→ EXERCISE INSTRUCTIONS:
All of the listing below must be repeated word for word. Pictures are the only thing to omit.

→ SOURCE EXCERPT:
□ □ □ □ □ □ □

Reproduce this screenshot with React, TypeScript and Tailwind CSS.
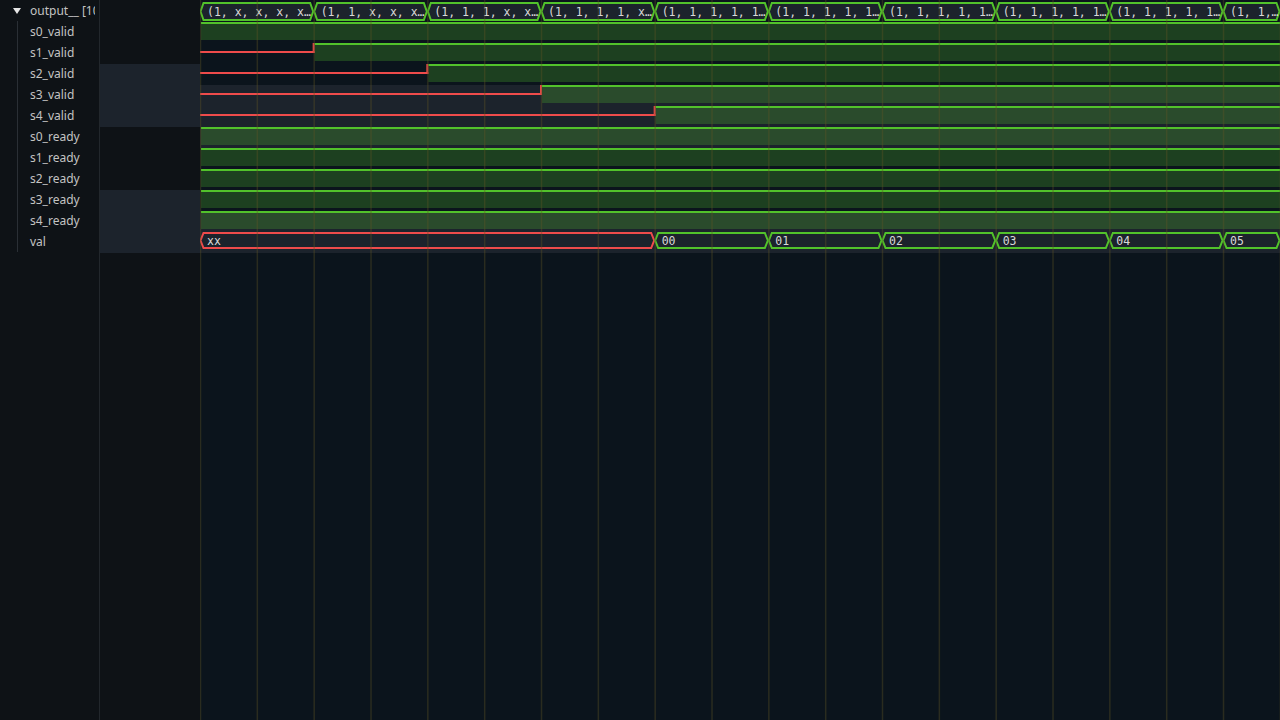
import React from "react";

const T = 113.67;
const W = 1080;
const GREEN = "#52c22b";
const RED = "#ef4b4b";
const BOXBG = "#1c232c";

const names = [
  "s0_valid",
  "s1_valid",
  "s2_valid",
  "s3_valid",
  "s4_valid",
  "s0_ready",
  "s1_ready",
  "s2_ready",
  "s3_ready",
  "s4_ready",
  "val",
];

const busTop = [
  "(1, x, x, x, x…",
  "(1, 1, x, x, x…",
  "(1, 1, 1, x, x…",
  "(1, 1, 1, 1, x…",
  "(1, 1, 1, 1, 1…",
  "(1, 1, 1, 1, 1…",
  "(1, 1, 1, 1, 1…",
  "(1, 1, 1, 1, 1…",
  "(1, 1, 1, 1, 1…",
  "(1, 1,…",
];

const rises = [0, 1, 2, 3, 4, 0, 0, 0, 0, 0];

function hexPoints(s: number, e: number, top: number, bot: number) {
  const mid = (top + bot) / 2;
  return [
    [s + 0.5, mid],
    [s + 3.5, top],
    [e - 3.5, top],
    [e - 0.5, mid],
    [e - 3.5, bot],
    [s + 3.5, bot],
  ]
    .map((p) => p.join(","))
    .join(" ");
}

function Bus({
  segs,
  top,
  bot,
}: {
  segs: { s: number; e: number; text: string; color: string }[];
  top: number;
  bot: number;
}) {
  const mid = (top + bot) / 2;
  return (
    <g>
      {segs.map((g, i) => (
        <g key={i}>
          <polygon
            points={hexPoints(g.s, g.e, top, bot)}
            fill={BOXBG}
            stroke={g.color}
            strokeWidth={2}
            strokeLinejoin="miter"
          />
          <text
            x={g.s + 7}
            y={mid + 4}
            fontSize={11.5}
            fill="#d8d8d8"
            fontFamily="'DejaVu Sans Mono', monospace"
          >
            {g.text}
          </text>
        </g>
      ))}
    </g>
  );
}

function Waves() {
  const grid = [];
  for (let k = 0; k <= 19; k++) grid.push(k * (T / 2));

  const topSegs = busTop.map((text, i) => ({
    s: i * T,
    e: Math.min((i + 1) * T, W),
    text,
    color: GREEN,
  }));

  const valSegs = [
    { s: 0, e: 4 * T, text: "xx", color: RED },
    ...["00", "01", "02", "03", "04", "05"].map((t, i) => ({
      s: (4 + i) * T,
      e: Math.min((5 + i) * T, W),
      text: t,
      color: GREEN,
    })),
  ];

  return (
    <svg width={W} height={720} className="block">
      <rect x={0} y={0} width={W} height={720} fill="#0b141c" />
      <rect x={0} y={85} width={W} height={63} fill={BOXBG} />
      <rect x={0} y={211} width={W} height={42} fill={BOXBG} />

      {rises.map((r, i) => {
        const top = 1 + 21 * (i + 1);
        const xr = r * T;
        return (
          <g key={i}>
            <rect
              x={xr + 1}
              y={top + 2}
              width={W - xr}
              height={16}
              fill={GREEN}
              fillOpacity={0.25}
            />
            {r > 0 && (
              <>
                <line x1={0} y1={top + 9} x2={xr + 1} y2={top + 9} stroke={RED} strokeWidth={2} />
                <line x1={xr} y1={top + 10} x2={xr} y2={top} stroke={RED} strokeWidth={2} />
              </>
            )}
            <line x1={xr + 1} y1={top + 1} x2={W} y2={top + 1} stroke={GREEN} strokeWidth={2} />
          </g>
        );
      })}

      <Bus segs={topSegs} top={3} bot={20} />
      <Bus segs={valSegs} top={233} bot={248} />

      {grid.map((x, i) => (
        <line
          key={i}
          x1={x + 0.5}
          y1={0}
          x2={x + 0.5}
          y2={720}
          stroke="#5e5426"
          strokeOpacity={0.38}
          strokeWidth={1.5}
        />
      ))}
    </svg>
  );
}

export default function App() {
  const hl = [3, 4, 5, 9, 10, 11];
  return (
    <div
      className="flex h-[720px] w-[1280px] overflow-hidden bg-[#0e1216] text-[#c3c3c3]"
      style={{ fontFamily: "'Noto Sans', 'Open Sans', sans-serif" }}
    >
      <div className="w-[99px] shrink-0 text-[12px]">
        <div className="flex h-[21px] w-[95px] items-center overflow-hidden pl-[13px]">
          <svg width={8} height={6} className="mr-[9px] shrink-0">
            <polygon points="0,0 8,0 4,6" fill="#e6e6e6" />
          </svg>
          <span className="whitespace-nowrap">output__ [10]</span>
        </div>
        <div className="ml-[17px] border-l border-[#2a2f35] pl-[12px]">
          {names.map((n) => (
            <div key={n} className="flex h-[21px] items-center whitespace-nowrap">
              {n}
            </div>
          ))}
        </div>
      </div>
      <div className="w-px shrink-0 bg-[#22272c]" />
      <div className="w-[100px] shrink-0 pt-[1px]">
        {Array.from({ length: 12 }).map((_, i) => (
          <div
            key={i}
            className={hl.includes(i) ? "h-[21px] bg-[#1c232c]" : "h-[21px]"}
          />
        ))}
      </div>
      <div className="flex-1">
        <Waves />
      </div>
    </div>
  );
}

□ □ □ □ □ □ □

→ PROBLEM SOLUTION:
Reproduce this screenshot with React, TypeScript and Tailwind CSS.
import React from "react";

const T = 113.67;
const W = 1080;
const GREEN = "#52c22b";
const RED = "#ef4b4b";
const BOXBG = "#1c232c";

const names = [
  "s0_valid",
  "s1_valid",
  "s2_valid",
  "s3_valid",
  "s4_valid",
  "s0_ready",
  "s1_ready",
  "s2_ready",
  "s3_ready",
  "s4_ready",
  "val",
];

const busTop = [
  "(1, x, x, x, x…",
  "(1, 1, x, x, x…",
  "(1, 1, 1, x, x…",
  "(1, 1, 1, 1, x…",
  "(1, 1, 1, 1, 1…",
  "(1, 1, 1, 1, 1…",
  "(1, 1, 1, 1, 1…",
  "(1, 1, 1, 1, 1…",
  "(1, 1, 1, 1, 1…",
  "(1, 1,…",
];

const rises = [0, 1, 2, 3, 4, 0, 0, 0, 0, 0];

function hexPoints(s: number, e: number, top: number, bot: number) {
  const mid = (top + bot) / 2;
  return [
    [s + 0.5, mid],
    [s + 3.5, top],
    [e - 3.5, top],
    [e - 0.5, mid],
    [e - 3.5, bot],
    [s + 3.5, bot],
  ]
    .map((p) => p.join(","))
    .join(" ");
}

function Bus({
  segs,
  top,
  bot,
}: {
  segs: { s: number; e: number; text: string; color: string }[];
  top: number;
  bot: number;
}) {
  const mid = (top + bot) / 2;
  return (
    <g>
      {segs.map((g, i) => (
        <g key={i}>
          <polygon
            points={hexPoints(g.s, g.e, top, bot)}
            fill={BOXBG}
            stroke={g.color}
            strokeWidth={2}
            strokeLinejoin="miter"
          />
          <text
            x={g.s + 7}
            y={mid + 4}
            fontSize={11.5}
            fill="#d8d8d8"
            fontFamily="'DejaVu Sans Mono', monospace"
          >
            {g.text}
          </text>
        </g>
      ))}
    </g>
  );
}

function Waves() {
  const grid = [];
  for (let k = 0; k <= 19; k++) grid.push(k * (T / 2));

  const topSegs = busTop.map((text, i) => ({
    s: i * T,
    e: Math.min((i + 1) * T, W),
    text,
    color: GREEN,
  }));

  const valSegs = [
    { s: 0, e: 4 * T, text: "xx", color: RED },
    ...["00", "01", "02", "03", "04", "05"].map((t, i) => ({
      s: (4 + i) * T,
      e: Math.min((5 + i) * T, W),
      text: t,
      color: GREEN,
    })),
  ];

  return (
    <svg width={W} height={720} className="block">
      <rect x={0} y={0} width={W} height={720} fill="#0b141c" />
      <rect x={0} y={85} width={W} height={63} fill={BOXBG} />
      <rect x={0} y={211} width={W} height={42} fill={BOXBG} />

      {rises.map((r, i) => {
        const top = 1 + 21 * (i + 1);
        const xr = r * T;
        return (
          <g key={i}>
            <rect
              x={xr + 1}
              y={top + 2}
              width={W - xr}
              height={16}
              fill={GREEN}
              fillOpacity={0.25}
            />
            {r > 0 && (
              <>
                <line x1={0} y1={top + 9} x2={xr + 1} y2={top + 9} stroke={RED} strokeWidth={2} />
                <line x1={xr} y1={top + 10} x2={xr} y2={top} stroke={RED} strokeWidth={2} />
              </>
            )}
            <line x1={xr + 1} y1={top + 1} x2={W} y2={top + 1} stroke={GREEN} strokeWidth={2} />
          </g>
        );
      })}

      <Bus segs={topSegs} top={3} bot={20} />
      <Bus segs={valSegs} top={233} bot={248} />

      {grid.map((x, i) => (
        <line
          key={i}
          x1={x + 0.5}
          y1={0}
          x2={x + 0.5}
          y2={720}
          stroke="#5e5426"
          strokeOpacity={0.38}
          strokeWidth={1.5}
        />
      ))}
    </svg>
  );
}

export default function App() {
  const hl = [3, 4, 5, 9, 10, 11];
  return (
    <div
      className="flex h-[720px] w-[1280px] overflow-hidden bg-[#0e1216] text-[#c3c3c3]"
      style={{ fontFamily: "'Noto Sans', 'Open Sans', sans-serif" }}
    >
      <div className="w-[99px] shrink-0 text-[12px]">
        <div className="flex h-[21px] w-[95px] items-center overflow-hidden pl-[13px]">
          <svg width={8} height={6} className="mr-[9px] shrink-0">
            <polygon points="0,0 8,0 4,6" fill="#e6e6e6" />
          </svg>
          <span className="whitespace-nowrap">output__ [10]</span>
        </div>
        <div className="ml-[17px] border-l border-[#2a2f35] pl-[12px]">
          {names.map((n) => (
            <div key={n} className="flex h-[21px] items-center whitespace-nowrap">
              {n}
            </div>
          ))}
        </div>
      </div>
      <div className="w-px shrink-0 bg-[#22272c]" />
      <div className="w-[100px] shrink-0 pt-[1px]">
        {Array.from({ length: 12 }).map((_, i) => (
          <div
            key={i}
            className={hl.includes(i) ? "h-[21px] bg-[#1c232c]" : "h-[21px]"}
          />
        ))}
      </div>
      <div className="flex-1">
        <Waves />
      </div>
    </div>
  );
}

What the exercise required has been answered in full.